The report said the shortage is likely due to high inflation, rising interest rates and declining financial markets.
Destimetrics reported that occupancy from May through October is down 9% compared to last year at the same time, with July and August experiencing the largest drop — 12.3% and 17.7% respectively. And though there has been an increase in the daily rate by almost 7%, the decrease in occupancy is hurting these destinations, shown by a 2.8% decrease in revenue compared to 2021.
These numbers are still better than they were during the pandemic, but compared to before the pandemic, things are still not back to normal.
Jones added though he hasn’t experienced too much of a difference from the summer of 2022 in comparison to the summer of 2021, the month of July is starting to look like there has been a decrease in sales.
His theory is that the summer of 2021 was full of people taking road trips, responding to the summer of 2020 — when COVID-19 was in full swing — by going on vacation.
“Everybody was trying to get outside, do outdoor activities,” he said. “I know trying to buy a camper last year was ridiculously expensive and hard because everyone was buying one.”
This summer, however, gas prices are through the roof, so Jones said people want to stay close to their “home base” to save money.

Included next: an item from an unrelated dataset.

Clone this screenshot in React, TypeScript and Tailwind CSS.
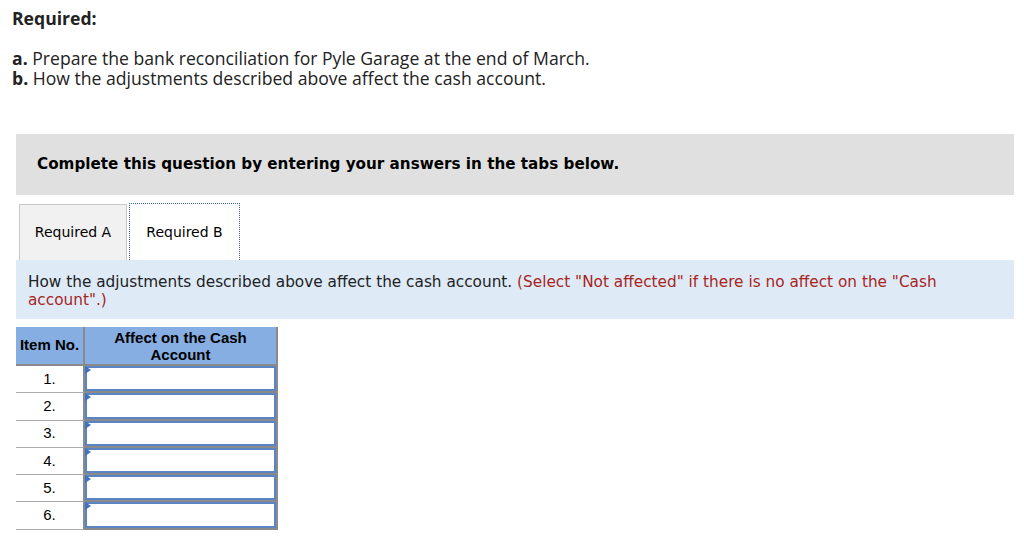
import React from "react";

const rows = ["1.", "2.", "3.", "4.", "5.", "6."];

const InputCell: React.FC = () => (
  <div className="relative h-full border-2 border-[#5b84c4] bg-white">
    <div className="absolute -left-[2px] -top-[2px] h-0 w-0 border-y-[4px] border-l-[6px] border-y-transparent border-l-[#3f72c0]" />
  </div>
);

export default function App() {
  return (
    <div className="h-[536px] w-[1024px] overflow-hidden bg-white text-[#222]">
      <div className="pl-[12px] pt-[8px] font-['Open_Sans','Liberation_Sans',sans-serif] text-[17.6px] leading-[20px]">
        <div className="font-bold">Required:</div>
        <div className="mt-[20px]">
          <b>a.</b> Prepare the bank reconciliation for Pyle Garage at the end of March.
        </div>
        <div>
          <b>b.</b> How the adjustments described above affect the cash account.
        </div>
      </div>

      <div className="ml-[16px] mt-[46px] w-[998px] font-['DejaVu_Sans','Verdana',sans-serif]">
        <div className="flex h-[61px] items-center bg-[#e0e0e0] pl-[21px] text-[15.2px] font-bold text-black">
          Complete this question by entering your answers in the tabs below.
        </div>

        <div className="mt-[8px] flex items-end gap-[2px] pl-[3px]">
          <div className="flex h-[56px] w-[108px] items-center justify-center border border-b-0 border-[#c8c8c8] bg-[#f1f1f1] text-[14px] text-black">
            Required A
          </div>
          <div className="flex h-[57px] w-[111px] items-center justify-center border border-dotted border-b-0 border-[#3a5fa6] bg-white text-[14px] text-black">
            Required B
          </div>
        </div>

        <div className="h-[59px] bg-[#deebf7] pl-[12px] pr-[20px] pt-[13px] text-[15.3px] leading-[18px] text-[#222]">
          How the adjustments described above affect the cash account.{" "}
          <span className="text-[#a8241d]">
            (Select "Not affected" if there is no affect on the "Cash account".)
          </span>
        </div>

        <div className="mt-[8px] w-[262px] font-['Liberation_Sans','Arial',sans-serif] text-[15px] text-black">
          <div className="flex h-[39px] border-b-2 border-[#8a8a8a] bg-[#86aee2]">
            <div className="flex w-[69px] items-center justify-center border-r-2 border-[#8a8a8a] font-bold">
              Item No.
            </div>
            <div className="flex flex-1 items-center justify-center border-r-2 border-[#8a8a8a] text-center font-bold leading-[17px]">
              Affect on the Cash
              <br />
              Account
            </div>
          </div>
          {rows.map((r) => (
            <div key={r} className="flex h-[27.3px]">
              <div className="flex w-[69px] items-center justify-center border-b border-r-2 border-b-[#aaa] border-r-[#8a8a8a]">
                {r}
              </div>
              <div className="flex-1 border-r-2 border-b-2 border-[#8a8a8a]">
                <InputCell />
              </div>
            </div>
          ))}
        </div>
      </div>
    </div>
  );
}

On the flip side, Tanecia Spagnolia, the owner of Timberline Craft Kitchen and Cocktails in Silverthorne, said she thinks more people are vacationing internationally this summer. In her own life, she’s known quite a few people who had planned international trips that are just now getting to have their adventure.
She added that most of her customers have been second homeowners from the Front Range, leading her to believe that a lot of people may not want to spend the money to come up to Summit County due to gas prices.
Spagnolia also recognized that right now is a time of economic uncertainty, with a recession potentially looming around the corner.
Both business owners experienced a dip in sales during the Fourth of July weekend. They believe that the lack of fireworks took people to other towns.
Spagnolia said they received much fewer sales than anticipated on July 4 but got much more on July 5, when she thought people may be coming back into, or through, town from where they went to watch fireworks.
Whichever theory is correct, there is data to show that sales and bookings have decreased for mountain communities in the west.